> **PROBLEM TO SOLVE**: Quote the data exactly, first line to the line containing "const NAVY = '#33364d';", with no pictures.

-*-*-

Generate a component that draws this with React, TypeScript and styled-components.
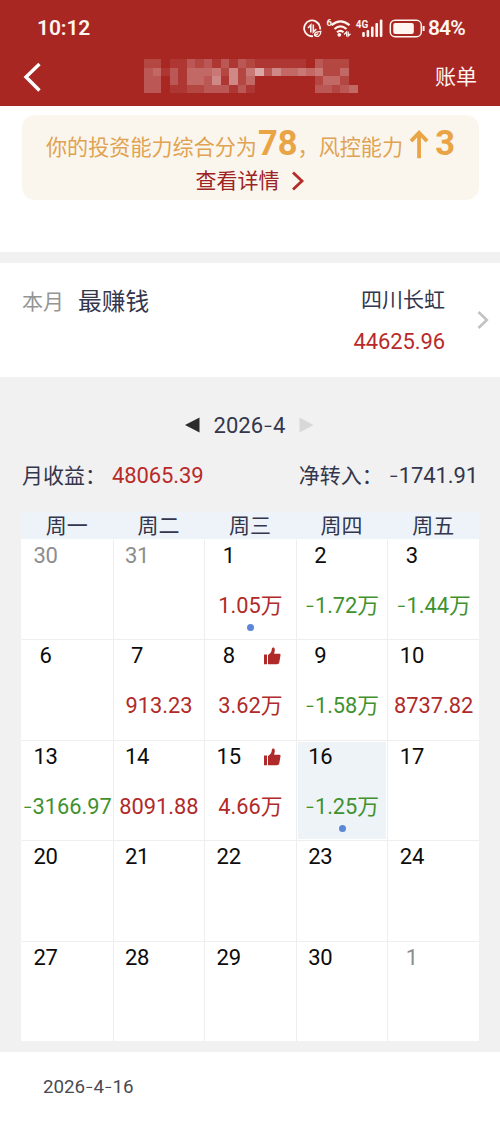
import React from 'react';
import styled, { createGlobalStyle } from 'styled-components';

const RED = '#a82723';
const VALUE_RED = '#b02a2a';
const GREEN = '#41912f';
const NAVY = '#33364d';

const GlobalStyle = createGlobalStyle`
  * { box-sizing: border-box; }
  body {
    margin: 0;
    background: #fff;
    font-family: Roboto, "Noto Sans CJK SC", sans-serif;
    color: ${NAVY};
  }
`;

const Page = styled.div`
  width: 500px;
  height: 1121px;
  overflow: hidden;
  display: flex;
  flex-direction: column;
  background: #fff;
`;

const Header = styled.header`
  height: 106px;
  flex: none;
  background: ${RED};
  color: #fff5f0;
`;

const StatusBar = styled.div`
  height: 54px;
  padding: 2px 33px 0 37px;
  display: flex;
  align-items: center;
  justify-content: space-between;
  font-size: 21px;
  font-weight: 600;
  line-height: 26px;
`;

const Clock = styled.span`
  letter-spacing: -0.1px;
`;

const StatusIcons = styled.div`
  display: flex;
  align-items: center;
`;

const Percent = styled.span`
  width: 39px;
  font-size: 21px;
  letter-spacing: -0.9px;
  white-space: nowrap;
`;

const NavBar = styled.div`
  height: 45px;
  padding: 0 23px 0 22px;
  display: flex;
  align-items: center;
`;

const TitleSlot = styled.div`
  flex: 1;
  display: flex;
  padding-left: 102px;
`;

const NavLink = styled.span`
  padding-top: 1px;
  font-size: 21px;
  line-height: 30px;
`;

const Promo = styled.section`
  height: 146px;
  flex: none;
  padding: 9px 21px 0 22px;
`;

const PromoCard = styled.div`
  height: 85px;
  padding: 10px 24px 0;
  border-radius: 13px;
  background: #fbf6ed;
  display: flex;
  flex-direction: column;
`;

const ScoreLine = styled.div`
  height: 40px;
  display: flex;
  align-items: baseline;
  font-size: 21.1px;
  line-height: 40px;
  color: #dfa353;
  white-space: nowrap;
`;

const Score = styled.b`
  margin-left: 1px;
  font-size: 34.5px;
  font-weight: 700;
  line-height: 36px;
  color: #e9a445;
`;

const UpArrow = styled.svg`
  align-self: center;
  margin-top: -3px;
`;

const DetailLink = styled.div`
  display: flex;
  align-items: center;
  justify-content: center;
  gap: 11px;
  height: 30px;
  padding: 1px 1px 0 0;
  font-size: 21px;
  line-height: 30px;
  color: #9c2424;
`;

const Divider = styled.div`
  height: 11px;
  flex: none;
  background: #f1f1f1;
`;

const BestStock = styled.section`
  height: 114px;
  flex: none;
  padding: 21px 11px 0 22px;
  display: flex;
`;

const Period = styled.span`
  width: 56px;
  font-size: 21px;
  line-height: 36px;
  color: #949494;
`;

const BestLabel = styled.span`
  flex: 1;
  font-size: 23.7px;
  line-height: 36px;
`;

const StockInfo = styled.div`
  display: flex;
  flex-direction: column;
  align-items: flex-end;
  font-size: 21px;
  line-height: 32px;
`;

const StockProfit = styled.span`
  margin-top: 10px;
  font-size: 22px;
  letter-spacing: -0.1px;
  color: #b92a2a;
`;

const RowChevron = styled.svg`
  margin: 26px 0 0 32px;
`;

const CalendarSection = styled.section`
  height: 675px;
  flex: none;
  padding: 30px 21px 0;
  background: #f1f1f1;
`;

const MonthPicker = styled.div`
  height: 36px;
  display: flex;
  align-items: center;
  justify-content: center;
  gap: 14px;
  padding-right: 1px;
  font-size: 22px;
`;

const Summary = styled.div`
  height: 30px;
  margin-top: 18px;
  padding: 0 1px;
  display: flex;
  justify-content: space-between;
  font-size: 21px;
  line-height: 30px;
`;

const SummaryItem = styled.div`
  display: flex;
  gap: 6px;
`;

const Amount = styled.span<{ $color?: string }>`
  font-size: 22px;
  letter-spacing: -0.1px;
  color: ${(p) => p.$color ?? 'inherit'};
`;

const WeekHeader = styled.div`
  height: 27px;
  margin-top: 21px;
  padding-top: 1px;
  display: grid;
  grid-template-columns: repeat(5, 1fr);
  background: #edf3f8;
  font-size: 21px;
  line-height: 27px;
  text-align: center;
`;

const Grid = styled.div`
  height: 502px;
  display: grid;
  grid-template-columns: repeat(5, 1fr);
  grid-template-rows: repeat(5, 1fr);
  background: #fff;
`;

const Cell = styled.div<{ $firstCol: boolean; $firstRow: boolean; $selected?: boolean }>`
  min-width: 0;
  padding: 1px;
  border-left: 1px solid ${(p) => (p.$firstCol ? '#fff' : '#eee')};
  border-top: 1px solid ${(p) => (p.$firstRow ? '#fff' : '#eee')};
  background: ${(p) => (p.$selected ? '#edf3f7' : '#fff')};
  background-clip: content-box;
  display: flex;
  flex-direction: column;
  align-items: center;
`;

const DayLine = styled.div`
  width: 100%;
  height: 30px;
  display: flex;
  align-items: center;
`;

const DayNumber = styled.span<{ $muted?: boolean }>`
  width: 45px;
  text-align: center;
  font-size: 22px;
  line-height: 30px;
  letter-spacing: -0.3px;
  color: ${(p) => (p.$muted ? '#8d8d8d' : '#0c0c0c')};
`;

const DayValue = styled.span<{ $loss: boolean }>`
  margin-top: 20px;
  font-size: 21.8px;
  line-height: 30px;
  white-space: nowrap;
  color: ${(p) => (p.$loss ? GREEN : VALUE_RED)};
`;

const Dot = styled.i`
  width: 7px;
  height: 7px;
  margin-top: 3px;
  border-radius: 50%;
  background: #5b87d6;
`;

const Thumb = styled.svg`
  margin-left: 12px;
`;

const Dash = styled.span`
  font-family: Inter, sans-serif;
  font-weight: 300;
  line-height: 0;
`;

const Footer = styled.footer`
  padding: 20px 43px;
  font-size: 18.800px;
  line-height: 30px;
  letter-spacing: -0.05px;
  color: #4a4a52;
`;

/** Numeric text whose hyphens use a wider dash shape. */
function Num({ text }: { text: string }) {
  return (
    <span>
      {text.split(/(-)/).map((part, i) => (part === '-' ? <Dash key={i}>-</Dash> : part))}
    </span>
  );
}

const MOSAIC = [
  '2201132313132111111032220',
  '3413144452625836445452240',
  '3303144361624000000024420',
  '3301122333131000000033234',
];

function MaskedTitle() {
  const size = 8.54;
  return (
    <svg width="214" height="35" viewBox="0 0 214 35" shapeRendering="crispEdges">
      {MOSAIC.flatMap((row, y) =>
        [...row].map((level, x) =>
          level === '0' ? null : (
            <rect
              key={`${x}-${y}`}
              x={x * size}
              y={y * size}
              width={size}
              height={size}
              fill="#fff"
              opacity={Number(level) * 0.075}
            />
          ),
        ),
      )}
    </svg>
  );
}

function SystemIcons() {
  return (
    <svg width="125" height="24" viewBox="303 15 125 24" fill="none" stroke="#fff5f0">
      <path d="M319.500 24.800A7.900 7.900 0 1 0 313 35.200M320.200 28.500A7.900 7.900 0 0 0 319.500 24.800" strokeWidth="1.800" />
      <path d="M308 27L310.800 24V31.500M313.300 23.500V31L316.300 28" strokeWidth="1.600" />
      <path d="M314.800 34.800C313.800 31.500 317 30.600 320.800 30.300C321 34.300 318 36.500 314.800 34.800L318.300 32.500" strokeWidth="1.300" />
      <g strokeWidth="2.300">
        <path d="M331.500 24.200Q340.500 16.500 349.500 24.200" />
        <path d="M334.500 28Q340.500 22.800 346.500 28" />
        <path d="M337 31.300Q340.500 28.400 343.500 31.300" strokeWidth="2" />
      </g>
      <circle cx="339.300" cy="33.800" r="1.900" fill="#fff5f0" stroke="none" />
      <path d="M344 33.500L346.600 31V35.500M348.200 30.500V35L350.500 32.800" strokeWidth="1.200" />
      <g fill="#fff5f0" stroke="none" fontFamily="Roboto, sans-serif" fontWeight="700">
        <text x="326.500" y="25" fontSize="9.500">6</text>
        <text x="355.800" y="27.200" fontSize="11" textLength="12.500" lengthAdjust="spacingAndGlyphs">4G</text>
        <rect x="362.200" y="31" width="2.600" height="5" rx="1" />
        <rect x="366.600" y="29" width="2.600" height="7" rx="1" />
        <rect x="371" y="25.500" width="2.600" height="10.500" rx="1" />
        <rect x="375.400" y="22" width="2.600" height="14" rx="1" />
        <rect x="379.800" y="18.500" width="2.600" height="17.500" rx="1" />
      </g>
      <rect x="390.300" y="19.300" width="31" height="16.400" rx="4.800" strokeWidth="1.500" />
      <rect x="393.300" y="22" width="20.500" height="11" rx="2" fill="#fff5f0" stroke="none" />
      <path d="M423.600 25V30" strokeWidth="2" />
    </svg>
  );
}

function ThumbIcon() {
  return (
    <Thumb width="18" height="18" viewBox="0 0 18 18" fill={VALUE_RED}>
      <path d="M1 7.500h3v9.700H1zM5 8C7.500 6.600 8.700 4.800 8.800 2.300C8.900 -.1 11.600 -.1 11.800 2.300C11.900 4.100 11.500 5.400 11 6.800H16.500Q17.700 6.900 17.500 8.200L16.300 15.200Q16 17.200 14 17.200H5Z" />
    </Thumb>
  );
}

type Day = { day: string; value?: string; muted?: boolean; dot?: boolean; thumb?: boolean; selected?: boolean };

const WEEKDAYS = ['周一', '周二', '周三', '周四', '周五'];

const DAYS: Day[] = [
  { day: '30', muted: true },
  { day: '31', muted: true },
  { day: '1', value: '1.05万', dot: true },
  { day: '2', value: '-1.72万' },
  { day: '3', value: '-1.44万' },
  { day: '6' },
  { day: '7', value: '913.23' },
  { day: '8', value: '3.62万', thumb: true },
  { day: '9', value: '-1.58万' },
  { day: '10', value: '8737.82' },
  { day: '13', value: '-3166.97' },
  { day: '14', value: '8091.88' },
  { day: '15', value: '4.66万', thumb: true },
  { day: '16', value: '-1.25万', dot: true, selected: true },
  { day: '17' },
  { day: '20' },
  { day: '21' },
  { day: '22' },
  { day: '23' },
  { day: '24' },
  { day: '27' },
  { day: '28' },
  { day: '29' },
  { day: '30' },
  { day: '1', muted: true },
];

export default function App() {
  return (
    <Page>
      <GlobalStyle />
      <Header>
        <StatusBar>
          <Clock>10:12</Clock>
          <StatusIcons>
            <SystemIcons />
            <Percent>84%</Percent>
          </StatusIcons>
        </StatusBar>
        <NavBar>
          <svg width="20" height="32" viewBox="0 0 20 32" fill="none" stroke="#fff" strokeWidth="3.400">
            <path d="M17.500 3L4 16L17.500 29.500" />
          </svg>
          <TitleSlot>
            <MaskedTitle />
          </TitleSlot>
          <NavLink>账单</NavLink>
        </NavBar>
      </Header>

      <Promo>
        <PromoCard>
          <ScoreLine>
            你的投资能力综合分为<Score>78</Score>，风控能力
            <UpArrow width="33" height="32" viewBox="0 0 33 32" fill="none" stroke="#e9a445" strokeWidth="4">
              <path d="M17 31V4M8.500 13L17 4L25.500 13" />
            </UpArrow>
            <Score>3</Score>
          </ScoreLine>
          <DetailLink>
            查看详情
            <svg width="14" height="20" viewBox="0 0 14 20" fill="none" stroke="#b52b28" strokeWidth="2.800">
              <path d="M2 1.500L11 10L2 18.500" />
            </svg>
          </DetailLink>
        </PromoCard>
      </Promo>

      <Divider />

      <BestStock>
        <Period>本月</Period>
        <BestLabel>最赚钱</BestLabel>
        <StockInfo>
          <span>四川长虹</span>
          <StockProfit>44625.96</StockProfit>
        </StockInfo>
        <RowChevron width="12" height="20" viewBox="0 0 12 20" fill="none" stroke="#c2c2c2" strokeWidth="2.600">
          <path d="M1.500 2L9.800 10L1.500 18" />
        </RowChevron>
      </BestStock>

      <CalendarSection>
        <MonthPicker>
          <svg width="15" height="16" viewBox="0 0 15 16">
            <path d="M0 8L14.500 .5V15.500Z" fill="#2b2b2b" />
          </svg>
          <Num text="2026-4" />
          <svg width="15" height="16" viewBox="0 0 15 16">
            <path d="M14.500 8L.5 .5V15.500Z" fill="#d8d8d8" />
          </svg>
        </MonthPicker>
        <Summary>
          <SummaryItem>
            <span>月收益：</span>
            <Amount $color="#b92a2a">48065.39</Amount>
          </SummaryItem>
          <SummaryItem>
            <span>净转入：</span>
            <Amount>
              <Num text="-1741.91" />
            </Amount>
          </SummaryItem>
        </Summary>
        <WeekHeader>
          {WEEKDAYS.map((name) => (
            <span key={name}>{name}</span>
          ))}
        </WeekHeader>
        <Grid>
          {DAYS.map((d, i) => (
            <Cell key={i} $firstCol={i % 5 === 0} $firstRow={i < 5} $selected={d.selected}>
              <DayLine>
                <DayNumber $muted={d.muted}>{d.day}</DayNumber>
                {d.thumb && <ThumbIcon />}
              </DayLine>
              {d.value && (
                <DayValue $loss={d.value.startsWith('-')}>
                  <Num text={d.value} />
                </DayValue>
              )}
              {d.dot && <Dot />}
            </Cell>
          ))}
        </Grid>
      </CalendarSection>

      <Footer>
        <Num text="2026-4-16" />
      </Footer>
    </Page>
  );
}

-*-*-

> **TASK ANSWER**:
Generate a component that draws this with React, TypeScript and styled-components.
import React from 'react';
import styled, { createGlobalStyle } from 'styled-components';

const RED = '#a82723';
const VALUE_RED = '#b02a2a';
const GREEN = '#41912f';
const NAVY = '#33364d';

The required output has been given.